By Mourice Seretta
In a virtual conference held to mark World Wildlife day, World Animal Protection has launched an interactive map showing wildlife trade routes and the cruelty animals go through. Featured prominently were- The Ball Pythons in West Africa, African Grey Parrots in Central Africa, The Traditional medicine markets in Benin and Lion bone trade in South Africa.
Edith Kabesiime, Wildlife Campaigns Manager at World Animal Protection said; “This interactive map shows wildlife trade routes globally and the dangers it has if not stopped. The African continent is home to some of the world’s most majestic and iconic wildlife. Sadly, it is also home to some of the world’s most cruel, dangerous, and exploitative wildlife trading. Some of the activities are criminal, others are legally authorized, but all are cruel.

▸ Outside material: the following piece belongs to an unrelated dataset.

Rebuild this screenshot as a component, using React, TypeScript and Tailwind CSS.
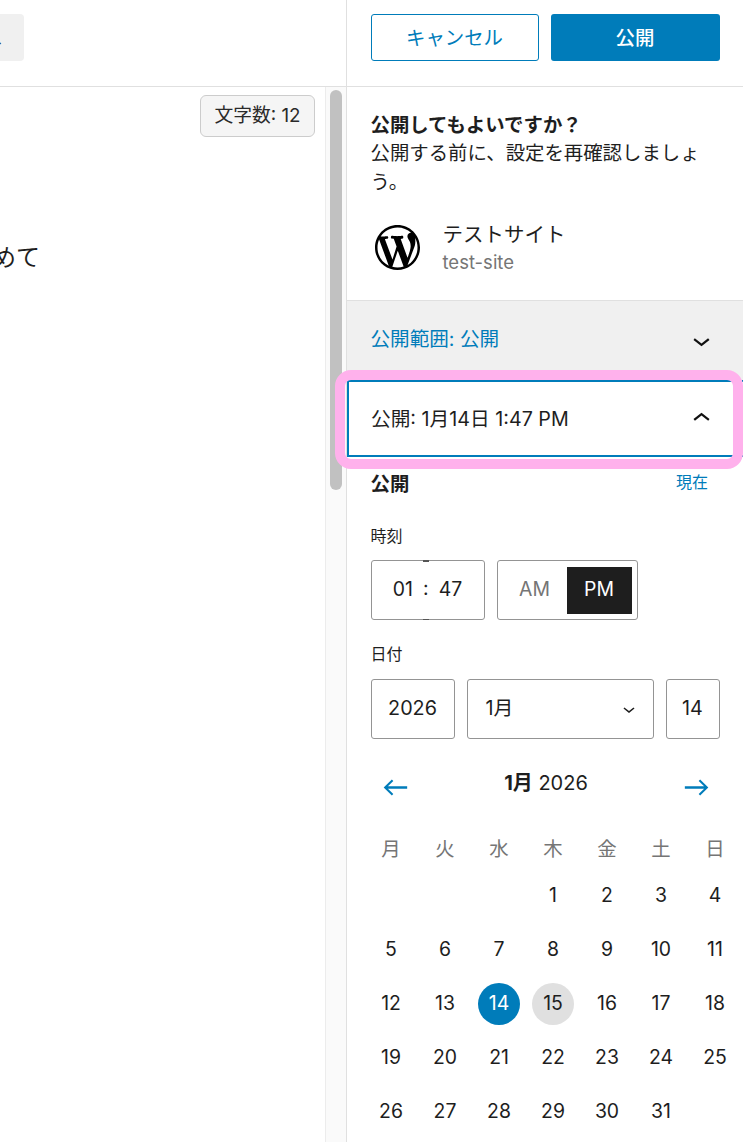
const weekdays = ["月", "火", "水", "木", "金", "土", "日"];
const leadingBlanks = 3;
const days = Array.from({ length: 31 }, (_, i) => i + 1);

function ChevronDown({ className }: { className?: string }) {
  return (
    <svg viewBox="0 0 24 24" className={className} fill="currentColor">
      <path d="M17.5 11.6L12 16l-5.5-4.4.9-1.2L12 14l4.5-3.6 1 1.2z" />
    </svg>
  );
}

function ChevronUp({ className }: { className?: string }) {
  return (
    <svg viewBox="0 0 24 24" className={className} fill="currentColor">
      <path d="M6.5 12.4L12 8l5.5 4.4-.9 1.2L12 10l-4.5 3.6-1-1.2z" />
    </svg>
  );
}

function WpLogo() {
  return (
    <svg viewBox="0 0 20 20" className="w-[45px] h-[45px] text-black" fill="currentColor">
      <path d="M20 10c0-5.51-4.49-10-10-10C4.48 0 0 4.49 0 10c0 5.52 4.48 10 10 10 5.51 0 10-4.48 10-10zM7.78 15.37L4.37 6.22c.55-.02 1.17-.08 1.17-.08.5-.06.44-1.13-.06-1.11 0 0-1.45.11-2.37.11-.18 0-.37 0-.58-.01C4.12 2.69 6.87 1.11 10 1.11c2.33 0 4.45.87 6.05 2.34-.68-.11-1.65.39-1.65 1.58 0 .74.45 1.36.9 2.1.35.61.55 1.36.55 2.46 0 1.49-1.4 5-1.4 5l-3.03-8.37c.54-.02.82-.17.82-.17.5-.05.44-1.25-.06-1.22 0 0-1.44.12-2.38.12-.87 0-2.33-.12-2.33-.12-.5-.03-.56 1.2-.06 1.22l.92.08 1.26 3.41zM17.41 10c.24-.64.74-1.87.43-4.25.7 1.29 1.05 2.71 1.05 4.25 0 3.29-1.73 6.24-4.4 7.78.97-2.59 1.94-5.2 2.92-7.78zM6.1 18.09C3.12 16.65 1.11 13.53 1.11 10c0-1.3.23-2.48.72-3.59C3.25 10.3 4.67 14.2 6.1 18.09zm4.03-6.63l2.58 6.98c-.86.29-1.76.45-2.71.45-.79 0-1.57-.11-2.29-.33.81-2.38 1.62-4.74 2.42-7.1z" />
    </svg>
  );
}

function DayCell({ day }: { day: number }) {
  let circle = "text-[#1e1e1e]";
  if (day === 14) circle = "bg-[#007cba] text-white";
  if (day === 15) circle = "bg-[#e0e0e0] text-[#1e1e1e]";
  return (
    <div className="h-[54px] flex items-center justify-center">
      <div className={`w-[42px] h-[42px] rounded-full flex items-center justify-center text-[19.4px] ${circle}`}>
        {day}
      </div>
    </div>
  );
}

export default function App() {
  return (
    <div className="w-[743px] h-[1142px] overflow-hidden flex bg-white text-[#1e1e1e] font-['Inter','Noto_Sans_CJK_JP',sans-serif]">
      <div className="w-[346px] shrink-0 flex flex-col">
        <div className="h-[87px] shrink-0 border-b-[1.5px] border-[#e0e0e0] flex items-start pt-[14px]">
          <div className="w-[124px] -ml-[100px] h-[47px] rounded-[4px] bg-[#f0f0f0] flex items-center justify-end pr-[21px] text-[19.4px] leading-none">
            ス
          </div>
        </div>
        <div className="flex-1 flex min-h-0">
          <div className="w-[325px] shrink-0 flex flex-col items-end overflow-hidden">
            <div className="mt-[8px] mr-[10px] h-[42px] w-[115px] rounded-[6px] border-[1.5px] border-[#cccccc] bg-[#f5f5f5] flex items-center justify-center text-[18.8px] text-[#2a2a2a]">
              文字数: 12
            </div>
            <div className="mt-[103px] mr-[285px] whitespace-nowrap text-[24px] leading-[36px]">はじめて</div>
          </div>
          <div className="w-[21px] shrink-0 border-l-[1.5px] border-[#ececec] bg-[#fafafa] pt-[3px] pl-[4px]">
            <div className="w-[12px] h-[400px] rounded-full bg-[#c1c1c1]" />
          </div>
        </div>
      </div>

      <div className="flex-1 min-w-0 border-l-[1.5px] border-[#e0e0e0] flex flex-col">
        <div className="h-[87px] shrink-0 border-b-[1.5px] border-[#e0e0e0] flex items-start pt-[14px] pl-[23.5px] gap-[12px]">
          <div className="w-[168px] h-[47px] pt-[3px] rounded-[3px] border-[1.5px] border-[#007cba] flex items-center justify-center text-[19.4px] text-[#007cba]">
            キャンセル
          </div>
          <div className="w-[169px] h-[47px] pt-[3px] rounded-[3px] bg-[#007cba] flex items-center justify-center text-[19.4px] font-medium text-white">
            公開
          </div>
        </div>

        <div className="h-[213px] shrink-0 pl-[23.5px] pt-[24px] pr-[36px]">
          <div className="text-[19.4px] leading-[29px] font-bold">公開してもよいですか？</div>
          <div className="text-[19.4px] leading-[29px] -mt-[1px]">公開する前に、設定を再確認しましょう。</div>
          <div className="mt-[23px] flex items-center">
            <div className="ml-[4px]">
              <WpLogo />
            </div>
            <div className="ml-[23px]">
              <div className="text-[20.5px] leading-[29px]">テストサイト</div>
              <div className="text-[18.5px] leading-[25px] mt-[1px] text-[#757575]">test-site</div>
            </div>
          </div>
        </div>

        <div className="h-[80px] shrink-0 border-t-[1.5px] border-[#e0e0e0] bg-[#f0f0f0] pl-[23.5px] pr-[24px] flex items-center justify-between text-[19.6px]">
          <span className="text-[#007cba] -mt-[1px]">公開範囲: 公開</span>
          <ChevronDown className="w-[35px] h-[35px] text-[#111111]" />
        </div>

        <div className="relative h-[77px] shrink-0 border-y-2 border-l-2 border-[#007cba] pl-[22px] pr-[24px] flex items-center justify-between text-[19.7px]">
          <span className="mt-[2px]">公開: 1月14日 1:47 PM</span>
          <ChevronUp className="w-[35px] h-[35px] text-[#111111]" />
          <div className="absolute -left-[14px] -top-[12px] w-[408px] h-[99px] rounded-[16px] border-[10px] border-[#ffb1ec] pointer-events-none" />
        </div>

        <div className="pl-[23.5px] pr-[35px] pt-[5px] flex items-center justify-between h-[50px]">
          <span className="text-[19.4px] font-bold">公開</span>
          <span className="text-[16px] text-[#007cba] -mt-[6px]">現在</span>
        </div>

        <div className="pl-[23.5px] pt-[17px]">
          <div className="text-[16px] leading-[24px]">時刻</div>
          <div className="mt-[12px] flex gap-[12.5px]">
            <div className="w-[114px] h-[60px] rounded-[3px] border-[1.5px] border-[#949494] flex items-center justify-center text-[19.4px]">
              <span>01</span>
              <span className="h-[60px] w-[26px] -my-[1.5px] flex items-center justify-center relative">
                <span className="-mt-[3px]">:</span>
                <span className="absolute top-0 left-[10px] w-[6px] h-[1.5px] bg-[#555555]" />
                <span className="absolute bottom-0 left-[10px] w-[6px] h-[1.5px] bg-[#555555]" />
              </span>
              <span>47</span>
            </div>
            <div className="w-[141px] h-[60px] rounded-[3px] border-[1.5px] border-[#949494] flex items-center pl-[4.5px] text-[19.4px]">
              <span className="w-[64px] text-center text-[#757575]">AM</span>
              <span className="w-[65px] h-[47px] bg-[#1e1e1e] text-white flex items-center justify-center">PM</span>
            </div>
          </div>

          <div className="mt-[22px] text-[16px] leading-[24px]">日付</div>
          <div className="mt-[13px] flex gap-[12px] text-[19.8px]">
            <div className="w-[84px] h-[60px] rounded-[3px] border-[1.5px] border-[#949494] flex items-center justify-center">2026</div>
            <div className="w-[187px] h-[60px] rounded-[3px] border-[1.5px] border-[#949494] flex items-center justify-between pl-[18px] pr-[12px]">
              <span>1月</span>
              <ChevronDown className="w-[24px] h-[24px]" />
            </div>
            <div className="w-[54px] h-[60px] rounded-[3px] border-[1.5px] border-[#949494] flex items-center justify-center">14</div>
          </div>
        </div>

        <div className="mt-[20px] ml-[17px] w-[378px]">
          <div className="w-[364px] flex items-start justify-between px-[13.5px] h-[72px]">
            <svg viewBox="0 0 24 24" className="w-[35px] h-[35px] mt-[11px] text-[#007cba]" fill="currentColor">
              <path d="M20 11.2H6.8l3.7-3.7-1-1L3.9 12l5.6 5.5 1-1-3.7-3.7H20z" />
            </svg>
            <div className="text-[20px] leading-[28px] mt-[10px]">
              <span className="font-bold">1月</span> 2026
            </div>
            <svg viewBox="0 0 24 24" className="w-[35px] h-[35px] mt-[11px] text-[#007cba]" fill="currentColor">
              <path d="m14.5 6.5-1 1 3.7 3.7H4v1.6h13.2l-3.7 3.7 1 1 5.6-5.5z" />
            </svg>
          </div>
          <div className="grid grid-cols-[repeat(7,54px)]">
            {weekdays.map((w) => (
              <div key={w} className="h-[38px] flex items-center justify-center text-[19.4px] text-[#757575]">
                {w}
              </div>
            ))}
            {Array.from({ length: leadingBlanks }, (_, i) => (
              <div key={`blank-${i}`} />
            ))}
            {days.map((d) => (
              <DayCell key={d} day={d} />
            ))}
          </div>
        </div>
      </div>
    </div>
  );
}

Action is needed to end the global wildlife trade; to safeguard animal welfare, biodiversity, and to protect our health. We are urging people not to buy, own, or breed a wild animal for entertainment, for traditional Medicine or as an exotic pet. A life in captivity is a world away from a life in the wild.”
Every single day, thousands of wild animals are poached or farmed and sold into the global multi-billion-dollar wild animal trade with very little regard for their welfare. They are deprived what their natural habitat would offer for free such as freedom, space, wild interaction, and diet. Wildlife trade is now so substantial that it represents one of the most prominent drivers of animal extinction risk globally.
The demand and exploitation of wild animals not only affects biodiversity, it also exposes us to disease and puts us all at risk. Past occurrences have clearly demonstrated how the exploitation of wild animals’ primary caused the emergence and spread of zoonotic diseases like COVID-19, SARS, Ebola and MERS. Every day we learn more about the dangers of this trade, and how it is putting our own future at risk. We are at a biodiversity tipping point – we must act now before it is too late. Ending wildlife trade is the sure way to avert future catastrophes.